So there's a number of issues here.
So first, as has been pointed out, i and j (and temp) need to be private; m and a need to be shared. A useful thing to do with openmp is to use default(none), that way you are forced to think through what each variable you use in the parallel section does, and what it needs to be. So this
#pragma omp parallel for private (i,j,temp) shared(a,m) default(none)
is a good start. Making m private in particular is a bit of a disaster, because it means that m is undefined inside the parallel region. The loop, by the way, should start with m = n/2, not m=2.
In addition, you don't need the critical region -- or you shouldn't, for a shell sort. The issue, we'll see in a second, is not so much multiple threads working on the same elements. So if you get rid of those things, you end up with something that almost works, but not always. And that brings us to the more fundamental problem.
The way a shell sort works is, basically, you break the array up into many (here, m
) subarrays, and insertion-sort them (very fast for small arrays), and then reassemble; then continue by breaking them up into fewer and fewer subarrays and insertion sort (very fast, because they're partly sorted). Sorting those many subarrays is somethign that can be done in parallel. (In practice, memory contention will be a problem with this simple approach, but still).
Now, the code you've got does that in serial, but it can't be counted on to work if you just wrap the j loop in an omp parallel for
. The reason is that each iteration through the j loop does one step of one of the insertion sorts. The j+m'th loop iteration does the next step. But there's no guarantee that they're done by the same thread, or in order! If another thread has already done the j+m'th iteration before the first does the j'th, then the insertion sort is messed up and the sort fails.

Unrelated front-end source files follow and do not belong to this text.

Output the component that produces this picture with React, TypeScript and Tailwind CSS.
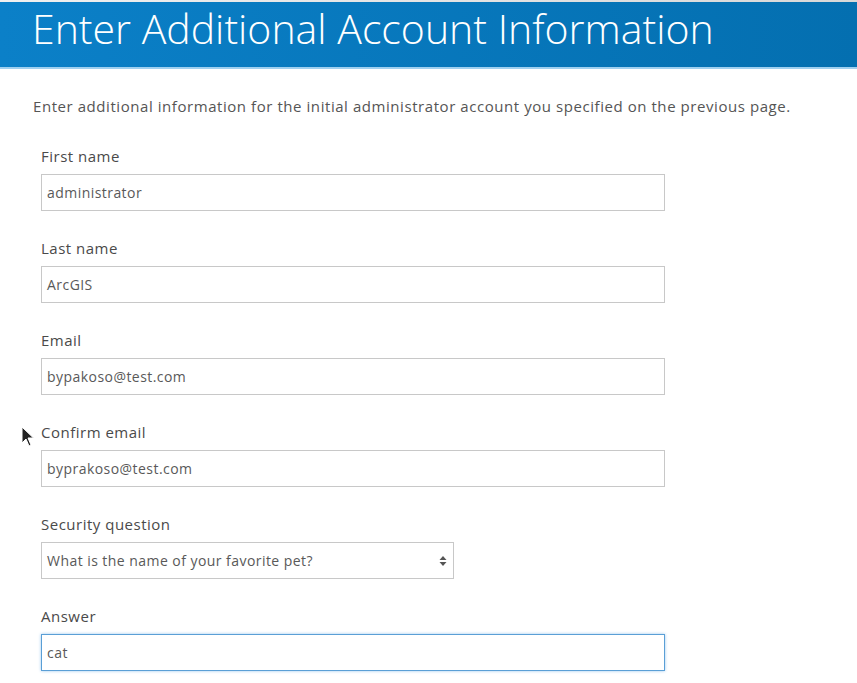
import React from "react";

const font = { fontFamily: "'Open Sans', Lato, sans-serif" };

function Field({ label, value, focused = false }: { label: string; value: string; focused?: boolean }) {
  return (
    <div className="flex flex-col">
      <label className="h-[20px] text-[15px] leading-[20px] tracking-[0.5px] text-[#4a4a4a]">{label}</label>
      <div
        className={
          focused
            ? "mt-[8px] flex h-[37px] w-[624px] items-center border border-[#5a9fd6] px-[5px] text-[14px] tracking-[0.45px] text-[#595959] shadow-[0_0_3px_#9cc8ee]"
            : "mt-[8px] flex h-[37px] w-[624px] items-center border border-[#c8c8c8] px-[5px] text-[14px] tracking-[0.45px] text-[#595959]"
        }
      >
        {value}
      </div>
    </div>
  );
}

export default function App() {
  return (
    <div className="relative h-[683px] w-[857px] overflow-hidden bg-white" style={font}>
      <div className="h-[2px] bg-gradient-to-r from-[#f0f0f0] to-[#d8d8d8]" />
      <div className="flex h-[67px] items-center bg-gradient-to-r from-[#0b80c8] to-[#046fb0] pl-[32px] border-b-[2px] border-[#9fd0f0]">
        <h1 className="text-[41px] font-light leading-none text-white -mt-[12px]">Enter Additional Account Information</h1>
      </div>
      <p className="mt-[27px] pl-[33px] text-[15px] leading-[20px] tracking-[0.56px] text-[#555]">
        Enter additional information for the initial administrator account you specified on the previous page.
      </p>
      <div className="mt-[30px] flex flex-col gap-[27px] pl-[41px]">
        <Field label="First name" value="administrator" />
        <Field label="Last name" value="ArcGIS" />
        <Field label="Email" value="bypakoso@test.com" />
        <Field label="Confirm email" value="byprakoso@test.com" />
        <div className="flex flex-col">
          <label className="h-[20px] text-[15px] leading-[20px] tracking-[0.5px] text-[#4a4a4a]">Security question</label>
          <div className="mt-[8px] flex h-[37px] w-[413px] items-center justify-between border border-[#c8c8c8] pl-[5px] pr-[6px] text-[14px] tracking-[0.45px] text-[#595959]">
            <span>What is the name of your favorite pet?</span>
            <svg width="8" height="12" viewBox="0 0 8 12">
              <path d="M4 1 L7.5 5 L0.5 5 Z" fill="#555" />
              <path d="M4 11 L7.5 7 L0.5 7 Z" fill="#555" />
            </svg>
          </div>
        </div>
        <Field label="Answer" value="cat" focused />
      </div>
      <svg className="absolute left-[21px] top-[426px]" width="14" height="22" viewBox="0 0 14 22">
        <path d="M1 1 L1 17 L5 13 L8 20 L10 19 L7 12 L12.5 12 Z" fill="#222" stroke="#fff" strokeWidth="1" />
      </svg>
    </div>
  );
}
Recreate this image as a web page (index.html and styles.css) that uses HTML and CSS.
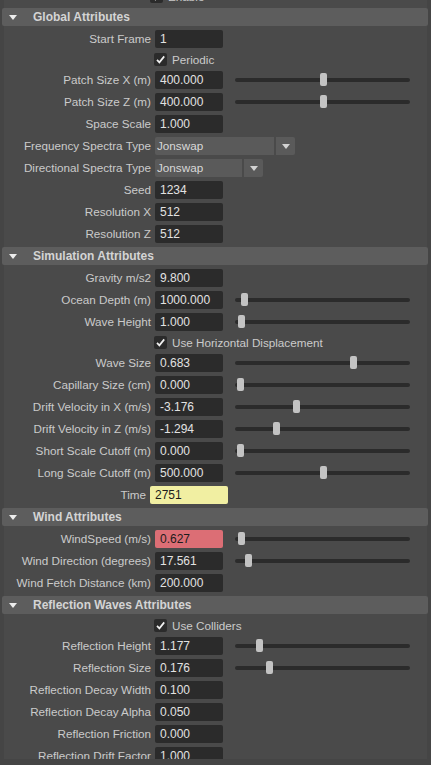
FILE: index.html
```html
<!DOCTYPE html>
<html>
<head>
<meta charset="utf-8">
<link rel="stylesheet" href="styles.css">
</head>
<body>
<div class="editor">
  <div class="scroll">
    <div class="inner">
      <section class="section">
        <div class="body">
          <div class="check-row check-row--top">
            <span class="box"><svg viewBox="0 0 13 13" width="13" height="13"><path d="M3 6.8 L5.4 9.4 L10.2 3.4" fill="none" stroke="#f0f0f0" stroke-width="1.7"/></svg></span>
            <span class="check-label">Enable</span>
          </div>
        </div>
      </section>

      <section class="section">
        <div class="head"><span class="tri"></span><span class="title">Global Attributes</span></div>
        <div class="body">
          <div class="row"><span class="label">Start Frame</span><span class="field">1</span></div>
          <div class="check-row">
            <span class="box"><svg viewBox="0 0 13 13" width="13" height="13"><path d="M3 6.8 L5.4 9.4 L10.2 3.4" fill="none" stroke="#f0f0f0" stroke-width="1.7"/></svg></span>
            <span class="check-label">Periodic</span>
          </div>
          <div class="row"><span class="label">Patch Size X (m)</span><span class="field">400.000</span><div class="slider"><div class="track"></div><div class="thumb" style="left:85px"></div></div></div>
          <div class="row"><span class="label">Patch Size Z (m)</span><span class="field">400.000</span><div class="slider"><div class="track"></div><div class="thumb" style="left:85px"></div></div></div>
          <div class="row"><span class="label">Space Scale</span><span class="field">1.000</span></div>
          <div class="row"><span class="label">Frequency Spectra Type</span><div class="select"><span class="select-value select-value--wide">Jonswap</span><span class="select-btn"><span class="arrow"></span></span></div></div>
          <div class="row"><span class="label">Directional Spectra Type</span><div class="select"><span class="select-value select-value--narrow">Jonswap</span><span class="select-btn"><span class="arrow"></span></span></div></div>
          <div class="row"><span class="label">Seed</span><span class="field">1234</span></div>
          <div class="row"><span class="label">Resolution X</span><span class="field">512</span></div>
          <div class="row"><span class="label">Resolution Z</span><span class="field">512</span></div>
        </div>
      </section>

      <section class="section">
        <div class="head"><span class="tri"></span><span class="title">Simulation Attributes</span></div>
        <div class="body">
          <div class="row"><span class="label">Gravity m/s2</span><span class="field">9.800</span></div>
          <div class="row"><span class="label">Ocean Depth (m)</span><span class="field">1000.000</span><div class="slider"><div class="track"></div><div class="thumb" style="left:6px"></div></div></div>
          <div class="row"><span class="label">Wave Height</span><span class="field">1.000</span><div class="slider"><div class="track"></div><div class="thumb" style="left:3px"></div></div></div>
          <div class="check-row">
            <span class="box"><svg viewBox="0 0 13 13" width="13" height="13"><path d="M3 6.8 L5.4 9.4 L10.2 3.4" fill="none" stroke="#f0f0f0" stroke-width="1.7"/></svg></span>
            <span class="check-label">Use Horizontal Displacement</span>
          </div>
          <div class="row"><span class="label">Wave Size</span><span class="field">0.683</span><div class="slider"><div class="track"></div><div class="thumb" style="left:115px"></div></div></div>
          <div class="row"><span class="label">Capillary Size (cm)</span><span class="field">0.000</span><div class="slider"><div class="track"></div><div class="thumb" style="left:2px"></div></div></div>
          <div class="row"><span class="label">Drift Velocity in X (m/s)</span><span class="field">-3.176</span><div class="slider"><div class="track"></div><div class="thumb" style="left:58px"></div></div></div>
          <div class="row"><span class="label">Drift Velocity in Z (m/s)</span><span class="field">-1.294</span><div class="slider"><div class="track"></div><div class="thumb" style="left:38px"></div></div></div>
          <div class="row"><span class="label">Short Scale Cutoff (m)</span><span class="field">0.000</span><div class="slider"><div class="track"></div><div class="thumb" style="left:2px"></div></div></div>
          <div class="row"><span class="label">Long Scale Cutoff (m)</span><span class="field">500.000</span><div class="slider"><div class="track"></div><div class="thumb" style="left:85px"></div></div></div>
          <div class="row"><span class="label label--time">Time</span><span class="field field--time">2751</span></div>
        </div>
      </section>

      <section class="section">
        <div class="head"><span class="tri"></span><span class="title">Wind Attributes</span></div>
        <div class="body">
          <div class="row"><span class="label">WindSpeed (m/s)</span><span class="field field--keyed">0.627</span><div class="slider"><div class="track"></div><div class="thumb" style="left:3px"></div></div></div>
          <div class="row"><span class="label">Wind Direction (degrees)</span><span class="field">17.561</span><div class="slider"><div class="track"></div><div class="thumb" style="left:10px"></div></div></div>
          <div class="row"><span class="label">Wind Fetch Distance (km)</span><span class="field">200.000</span></div>
        </div>
      </section>

      <section class="section">
        <div class="head"><span class="tri"></span><span class="title">Reflection Waves Attributes</span></div>
        <div class="body">
          <div class="check-row">
            <span class="box"><svg viewBox="0 0 13 13" width="13" height="13"><path d="M3 6.8 L5.4 9.4 L10.2 3.4" fill="none" stroke="#f0f0f0" stroke-width="1.7"/></svg></span>
            <span class="check-label">Use Colliders</span>
          </div>
          <div class="row"><span class="label">Reflection Height</span><span class="field">1.177</span><div class="slider"><div class="track"></div><div class="thumb" style="left:21px"></div></div></div>
          <div class="row"><span class="label">Reflection Size</span><span class="field">0.176</span><div class="slider"><div class="track"></div><div class="thumb" style="left:31px"></div></div></div>
          <div class="row"><span class="label">Reflection Decay Width</span><span class="field">0.100</span></div>
          <div class="row"><span class="label">Reflection Decay Alpha</span><span class="field">0.050</span></div>
          <div class="row"><span class="label">Reflection Friction</span><span class="field">0.000</span></div>
          <div class="row"><span class="label">Reflection Drift Factor</span><span class="field">1.000</span></div>
        </div>
      </section>
    </div>
  </div>
</div>
</body>
</html>
```
FILE: styles.css
```css
html, body {
  margin: 0;
  padding: 0;
  background: #454545;
  height: 765px;
  overflow: hidden;
}

.editor {
  width: 431px;
  height: 765px;
  display: flex;
  flex-direction: column;
  font-family: "Liberation Sans", Arial, sans-serif;
}

.scroll {
  height: 759px;
  overflow: hidden;
}

.inner {
  margin-top: -15px;
  display: flex;
  flex-direction: column;
}

.head {
  height: 18px;
  margin: 0 3px 0 2px;
  background: #5d5d5d;
  border-radius: 2px;
  display: flex;
  align-items: center;
}

.tri {
  width: 0;
  height: 0;
  border-left: 4px solid transparent;
  border-right: 4px solid transparent;
  border-top: 5px solid #ececec;
  margin-left: 7px;
  margin-right: 16px;
}

.title {
  font-weight: bold;
  font-size: 12px;
  color: #d4d4d4;
  line-height: 18px;
}

.body {
  margin: 0 4px;
  background: #4a4a4a;
  padding: 4px 0;
  display: flex;
  flex-direction: column;
  gap: 4px;
}

.row {
  height: 18px;
  display: flex;
  align-items: center;
}

.label {
  width: 147px;
  margin-right: 4px;
  text-align: right;
  font-size: 11.7px;
  line-height: 18px;
  color: #cbcbcb;
  white-space: nowrap;
}

.label--time {
  width: 142px;
}

.field {
  width: 68px;
  height: 18px;
  box-sizing: border-box;
  padding-left: 5px;
  background: #2b2b2b;
  border-radius: 2px;
  font-size: 12px;
  line-height: 18px;
  color: #e2e2e2;
}

.field--time {
  width: 78px;
  background: #f1efa2;
  color: #1c1c1c;
}

.field--keyed {
  background: #dc6e75;
  color: #1c1c1c;
}

.slider {
  position: relative;
  width: 175px;
  height: 18px;
  margin-left: 12px;
  display: flex;
  align-items: center;
}

.track {
  width: 100%;
  height: 4px;
  background: #2b2b2b;
  border-radius: 2px;
}

.thumb {
  position: absolute;
  top: 2px;
  width: 7px;
  height: 13px;
  background: #c3c3c3;
  border-radius: 2px;
}

.check-row {
  height: 15px;
  display: flex;
  align-items: center;
  padding-left: 150px;
}

.check-row--top {
  padding-left: 146px;
}

.box {
  width: 13px;
  height: 13px;
  background: #2b2b2b;
  border-radius: 2px;
  display: flex;
}

.check-label {
  margin-left: 5px;
  font-size: 11.7px;
  line-height: 15px;
  color: #cbcbcb;
  white-space: nowrap;
}

.select {
  display: flex;
  gap: 2px;
  height: 18px;
}

.select-value {
  height: 18px;
  background: #5a5a5a;
  border-radius: 2px 0 0 2px;
  padding-left: 2px;
  box-sizing: border-box;
  font-size: 11.7px;
  line-height: 18px;
  color: #d8d8d8;
}

.select-value--wide {
  width: 119px;
}

.select-value--narrow {
  width: 87px;
}

.select-btn {
  width: 19px;
  height: 18px;
  background: #5a5a5a;
  border-radius: 0 2px 2px 0;
  display: flex;
  align-items: center;
  justify-content: center;
}

.arrow {
  width: 0;
  height: 0;
  border-left: 4.5px solid transparent;
  border-right: 4.5px solid transparent;
  border-top: 5px solid #d2d2d2;
}
```
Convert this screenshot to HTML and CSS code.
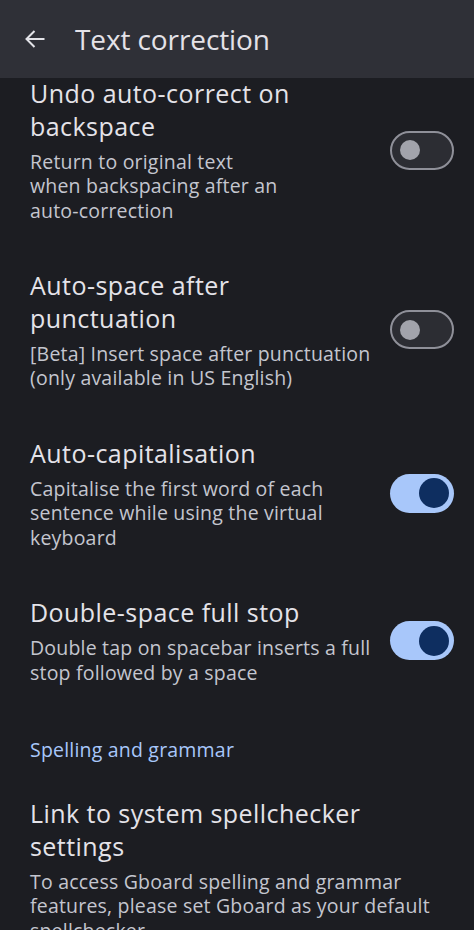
FILE: index.html
```html
<!DOCTYPE html>
<html>
<head>
<meta charset="utf-8">
<link rel="stylesheet" href="styles.css">
</head>
<body>
<header class="appbar">
  <svg class="back" width="24" height="24" viewBox="0 0 24 24"><path d="M21.5 12H4M11.5 4L3.5 12L11.5 20" fill="none" stroke="#e3e3e8" stroke-width="2"/></svg>
  <h1 class="appbar-title">Text correction</h1>
</header>
<main class="list">
  <div class="item first">
    <div class="text">
      <div class="title">Undo auto-correct on<br>backspace</div>
      <div class="summary">Return to original text<br>when backspacing after an<br>auto-correction</div>
    </div>
    <div class="switch off"><span class="thumb"></span></div>
  </div>
  <div class="item">
    <div class="text">
      <div class="title">Auto-space after<br>punctuation</div>
      <div class="summary">[Beta] Insert space after punctuation<br>(only available in US English)</div>
    </div>
    <div class="switch off"><span class="thumb"></span></div>
  </div>
  <div class="item">
    <div class="text">
      <div class="title">Auto-capitalisation</div>
      <div class="summary">Capitalise the first word of each<br>sentence while using the virtual<br>keyboard</div>
    </div>
    <div class="switch on"><span class="thumb"></span></div>
  </div>
  <div class="item">
    <div class="text">
      <div class="title">Double-space full stop</div>
      <div class="summary">Double tap on spacebar inserts a full<br>stop followed by a space</div>
    </div>
    <div class="switch on"><span class="thumb"></span></div>
  </div>
  <div class="category">Spelling and grammar</div>
  <div class="item">
    <div class="text">
      <div class="title">Link to system spellchecker<br>settings</div>
      <div class="summary">To access Gboard spelling and grammar<br>features, please set Gboard as your default<br>spellchecker</div>
    </div>
  </div>
</main>
</body>
</html>
```
FILE: styles.css
```css
html, body {
  margin: 0;
  padding: 0;
  background: #1c1d22;
  font-family: "Open Sans", Roboto, sans-serif;
  overflow: hidden;
}
.appbar {
  height: 78px;
  background: #2f3037;
  display: flex;
  align-items: center;
  padding-left: 23px;
  box-sizing: border-box;
}
.back {
  display: block;
}
.appbar-title {
  margin: 0 0 0 28px;
  font-size: 28px;
  letter-spacing: -0.1px;
  font-weight: 400;
  color: #e4e2e8;
}
.item {
  display: flex;
  align-items: center;
  padding: 23px 20px 23px 30px;
}
.item.first {
  padding-top: 0;
  margin-top: -1px;
}
.text {
  flex: 1;
  min-width: 0;
}
.title {
  font-size: 25px;
  line-height: 32.5px;
  letter-spacing: 0.45px;
  color: #e4e3e9;
}
.summary {
  margin-top: 7.5px;
  font-size: 19.5px;
  line-height: 24.5px;
  letter-spacing: 0.2px;
  color: #c4c6cf;
}
.switch {
  width: 64px;
  height: 39px;
  border-radius: 20px;
  box-sizing: border-box;
  display: flex;
  align-items: center;
  flex: none;
}
.switch.off {
  border: 2px solid #8f9099;
  background: #2c2d33;
  padding-left: 8px;
}
.switch.off .thumb {
  width: 20px;
  height: 20px;
  border-radius: 50%;
  background: #a2a3ab;
}
.switch.on {
  background: #a8c7fa;
  justify-content: flex-end;
  padding-right: 5px;
}
.switch.on .thumb {
  width: 30px;
  height: 30px;
  border-radius: 50%;
  background: #0e2e60;
}
.category {
  padding: 30px 30px 11.5px;
  font-size: 19.5px;
  line-height: 24.5px;
  letter-spacing: 0.2px;
  color: #a8c7fa;
}
```
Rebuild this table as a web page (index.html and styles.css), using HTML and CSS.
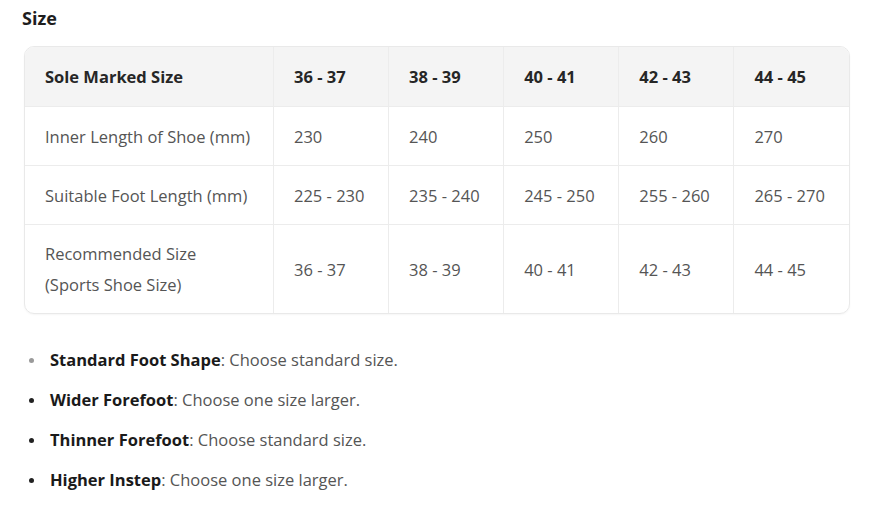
FILE: index.html
```html
<!DOCTYPE html>
<html>
<head>
<meta charset="utf-8">
<link rel="stylesheet" href="styles.css">
</head>
<body>
<div class="page">
  <h2 class="title">Size</h2>
  <div class="table-wrap">
    <table class="size-table">
      <thead>
        <tr>
          <th class="first">Sole Marked Size</th>
          <th>36 - 37</th>
          <th>38 - 39</th>
          <th>40 - 41</th>
          <th>42 - 43</th>
          <th>44 - 45</th>
        </tr>
      </thead>
      <tbody>
        <tr>
          <td class="first">Inner Length of Shoe (mm)</td>
          <td>230</td><td>240</td><td>250</td><td>260</td><td>270</td>
        </tr>
        <tr>
          <td class="first">Suitable Foot Length (mm)</td>
          <td>225 - 230</td><td>235 - 240</td><td>245 - 250</td><td>255 - 260</td><td>265 - 270</td>
        </tr>
        <tr class="tall">
          <td class="first">Recommended Size<br>(Sports Shoe Size)</td>
          <td>36 - 37</td><td>38 - 39</td><td>40 - 41</td><td>42 - 43</td><td>44 - 45</td>
        </tr>
      </tbody>
    </table>
  </div>
  <ul class="tips">
    <li class="faint"><b>Standard Foot Shape</b>: Choose standard size.</li>
    <li><b>Wider Forefoot</b>: Choose one size larger.</li>
    <li><b>Thinner Forefoot</b>: Choose standard size.</li>
    <li><b>Higher Instep</b>: Choose one size larger.</li>
  </ul>
</div>
</body>
</html>
```

FILE: styles.css
```css
html, body {
  margin: 0;
  padding: 0;
  background: #ffffff;
}
.page {
  font-family: "Open Sans", "Noto Sans", sans-serif;
  padding: 6px 0 0 22px;
  width: 827px;
}
.title {
  margin: 0 0 16px 0;
  font-size: 18px;
  font-weight: 700;
  color: #1e1e1e;
  line-height: 24px;
}
.table-wrap {
  margin-left: 2px;
  width: 824px;
  border: 1px solid #e9e9e9;
  border-radius: 10px;
  overflow: hidden;
  box-shadow: 0 1px 2px rgba(0,0,0,0.04);
}
.size-table {
  width: 100%;
  border-collapse: collapse;
  table-layout: fixed;
}
.size-table th, .size-table td {
  text-align: left;
  padding: 0 0 0 20px;
  font-size: 16.5px;
  border-left: 1px solid #ececec;
  border-top: 1px solid #ececec;
}
.size-table th.first, .size-table td.first {
  width: 228px;
  border-left: none;
}
.size-table thead th {
  border-top: none;
  background: #f4f4f4;
  color: #262626;
  font-weight: 700;
  height: 59px;
}
.size-table td {
  color: #555555;
  height: 58px;
}
.size-table tr.tall td {
  height: 88px;
  line-height: 31px;
}
.tips {
  margin: 36px 0 0 0;
  padding: 0 0 0 28px;
  list-style: none;
}
.tips li {
  position: relative;
  font-size: 16.5px;
  line-height: 20px;
  color: #555555;
  margin-bottom: 20px;
}
.tips li::before {
  content: "";
  position: absolute;
  left: -21px;
  top: 8px;
  width: 5px;
  height: 5px;
  border-radius: 50%;
  background: #222;
}
.tips li.faint::before {
  background: #9a9a9a;
}
.tips b {
  color: #1a1a1a;
  font-weight: 700;
}
```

So the way to make this work is to rewrite the shell sort to make the parallelism more explicit - to not break up the insertion sort into a bunch of serial steps.
#include <stdlib.h>
#include <stdio.h>
#include <sys/time.h>
void insertionsort(int a[], int n, int stride) {
for (int j=stride; j<n; j+=stride) {
int key = a[j];
int i = j - stride;
while (i >= 0 && a[i] > key) {
a[i+stride] = a[i];
i-=stride;
}
a[i+stride] = key;
}
}
void shellsort(int a[], int n)
{
int i, m;
for(m = n/2; m > 0; m /= 2)
{
#pragma omp parallel for shared(a,m,n) private (i) default(none)
for(i = 0; i < m; i++)
insertionsort(&(a[i]), n-i, m);
}
}
void printlist(char *s, int a[], int n) {
printf("%s\n",s);
for (int i=0; i<n; i++) {
printf("%d ", a[i]);
}
printf("\n");
}
int checklist(int a[], int n) {
int result = 0;
for (int i=0; i<n; i++) {
if (a[i] != i) {
result++;
}
}
return result;
}
void seedprng() {
struct timeval t;
gettimeofday(&t, NULL);
srand((unsigned int)(1000000*(t.tv_sec)+t.tv_usec));
}
int main(int argc, char **argv) {
const int n=100;
int *data;
int missorted;
data = (int *)malloc(n*sizeof(int));
for (int i=0; i<n; i++)
data[i] = i;
seedprng();
for (int i=0; i<n; i++) {
int i1 = rand() % n;
int i2 = rand() % n;
int tmp = data[i1];
data[i1] = data[i2];
data[i2] = tmp;
}
printlist("Unsorted List:",data,n);
shellsort2(data,n);
printlist("Sorted List:",data,n);
missorted = checklist(data,n);
if (missorted != 0) printf("%d missorted nubmers\n",missorted);
return 0;
}